Gibraltar has low prices on certain items such as perfumes, cosmetics, jewellery, tobacco and spirits. Many shops also boast excellent deals on brand name sunglasses and watches. As with anything else, it is a good idea to compare prices at several shops so you get the best value for your purchases.

Crystal and porcelain are items that are also very reasonably priced. On the top floor of the same magnificent building there are a selection of interesting shops some of which sell works of art and locally made handicrafts. When using ATMs and making purchases in Gibraltar, be aware of exchange rates. Most retailers accept Euros and Dollars, however, to ensure the best rate convert your currency at a bureau de change, of which there are plenty or pay with your credit or debit card.

In Gibraltar the power sockets are of type G, mainly used in the United Kingdom.

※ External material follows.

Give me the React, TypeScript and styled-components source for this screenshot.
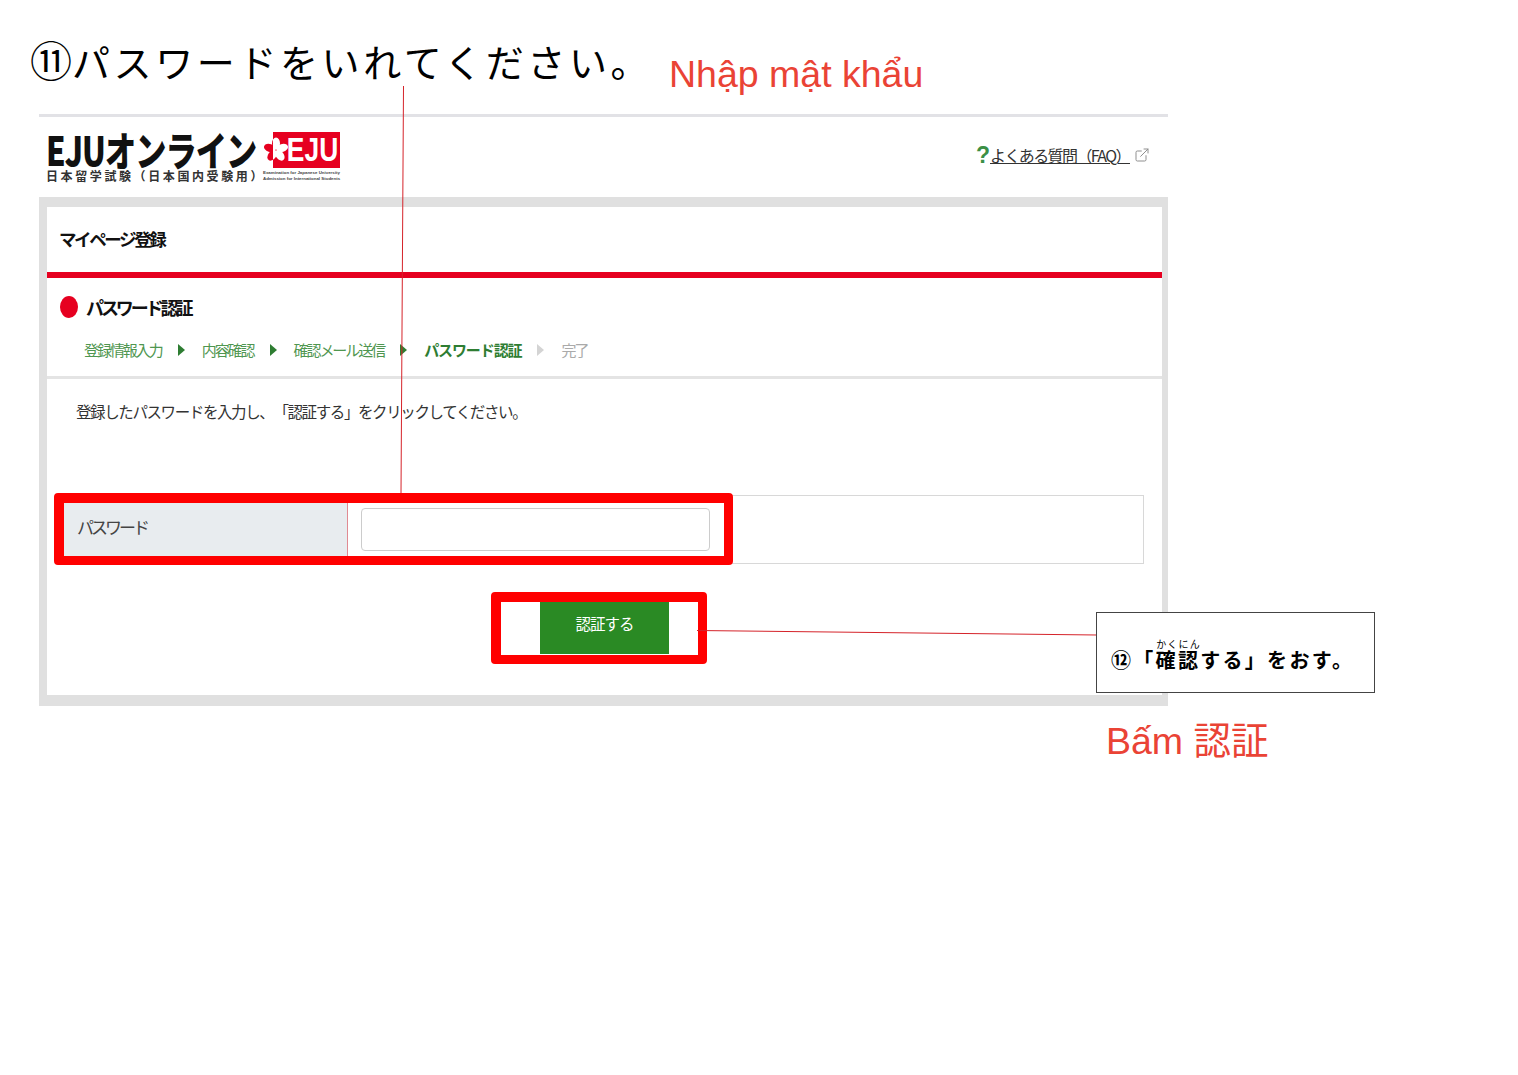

The standard voltage is 220 – 240 V and the standard frequency is 50 Hz.

Gibraltar's supply of drinking water is produced by reverse osmosis desalination, mixed and blended with water from some of the natural wells in the Rock and delivered from huge underground reservoirs located inside the Rock itself. This potable water supply is extremely closely monitored and tested in the storage reservoirs inside the Rock and is therefore very safe to drink. A separate supply of saltwater is used for sanitary purposes (all toilets flush with saltwater). 

The first bank notes issued in Gibraltar date back to 1914 and the legal tender in Gibraltar is Gibraltar Government Sterling notes and coinage, although United Kingdom sterling notes and coinage are equally welcome. Sterling is always considered at par with local tender. Credit cards and Euros are widely accepted.

However, should you wish to exchange your foreign currency there are plenty of banks and Bureaux de Change that will charge no commission on the exchange of bank notes. Although most places will generally offer the same exchange rate, if you are changing significant amounts it is advisable to search for the cheapest rate going. It is also recommended that when paying in a foreign currency at a private business that you ask at what rate you will be charged.